I cannot remember the last time I went into the sea, to swim or snorkel. And no, I do not know how to scuba dive, although it’s something everybody is surprised to hear.
“You are from the island and you do not know how to dive?” is all I hear from others who do not live here. I know! I’m getting around to it, promise.
I do think that most of us who live on the island do take it for granted that we have this beautiful beach, sea and natural wonder of the Great Barrier Reef. It is so easy to get caught up in our busy schedules and forget to just kick back, relax and decompress. Others are submerged in it every day or weekend. So, every now and then I get a chance to do this and wonder why I don’t do it more often. My Isla Bonita is an amazing paradise.
This weekend I learned about these 20 students and five teachers from Guinea Grass Pentecostal School (from Orange Walk District) who visited Belize’s Barrier Reef for the first time, this courtesy of Oceana in Belize. I can only imagine how bright-eyed they were as they entered the water with their snorkeling gear! I’m taken back to my first trip to the reef, seeing all those beautiful colors, rich marine life and wishing I was a fish or dolphin to explore all that natural beauty.
Most of the time I assume that most Belizeans have visited San Pedro and/or our Great Barrier Reef and it isn’t so for many of them; why wouldn’t anybody have visited, its Ambergris Caye, right? Wrong!!!
So it was great to see that Oceana Belize gave these school children this wonderful opportunity. The event was part of Oceana’s community education and outreach campaign and was granted to the top 20 standard six students as a graduation treat in an attempt to expose them to Belize’s marine wonders and encourage them to learn more about, and help protect, their marine patrimony.
"Wow! I want to come back again tomorrow.”
"I am so glad I got to make this trip.”
These were some of the comments of the very excited students who explained that they learnt about some of these marine areas and animals in their science class but never thought it would be so amazing to actually experience it.

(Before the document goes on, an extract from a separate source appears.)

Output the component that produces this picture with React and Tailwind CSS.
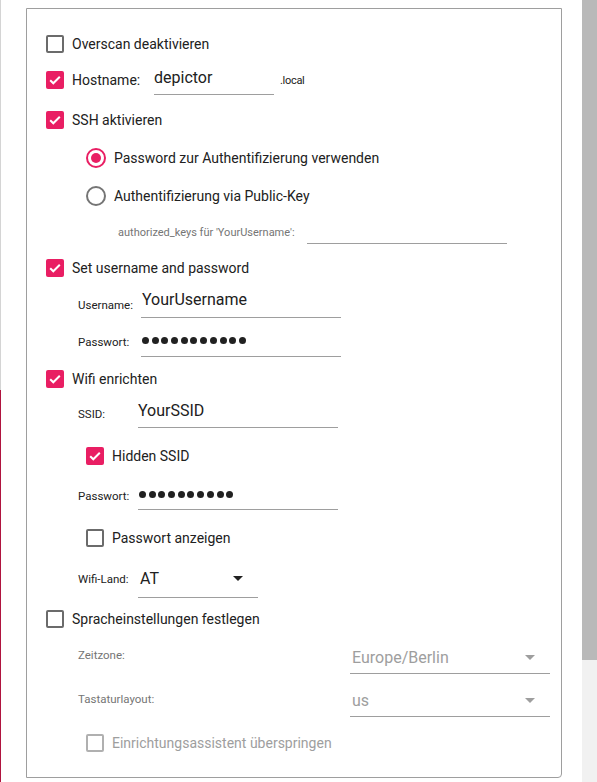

As part of the tour the students traveled to Caye Caulker on Saturday, May 26, where they were accompanied by Belizean tour guides who briefed them on what to expect and on the use of snorkeling gear, as none of the students had previously snorkeled.
The students were taken to three different tour locations, starting at Coral Garden, where they got to see the corals and their inhabiting marine life; then Shark Ray Alley, where they quickly overcame their fears and jumped in to swim with the rays and the nurse sharks. The final stop was Tarpon City on the fringes of the Caye, where from the boat the students were able to see a large school of tarpons and observe the biodiversity among the mangrove roots that serve as a nursery for the many fishes observed on the reef.
On the way back to Belize City and just before ending the day’s trip, they had the good fortune to come upon a pod of dolphins, which seem to enjoy putting on a show. The students were so excited and could not contain their gratitude for getting the opportunity to experience Belize’s marine life, which is very different from that of the river that passes through their Orange Walk village.
“It is only when our students experience the magnificence of our Reef and all our marine resources will they be able to appreciate what it is we must protect and why they have a patriotic duty to ensure our reef and other marine resources are managed responsibly for future Belizean generations”, explained Oceana’s VP Audrey Matura-Shepherd, who accompanied the students on this trip.
As part of Oceana’s continued work with educating young Belizeans about our marine resources, Oceana has pledge to donate a high school grant to the School’s top science student at their upcoming graduation ceremonies on June 21, 2012.
Kudos to Oceana Belize for their continued commitment in creating awareness and protection of our natural marine resources.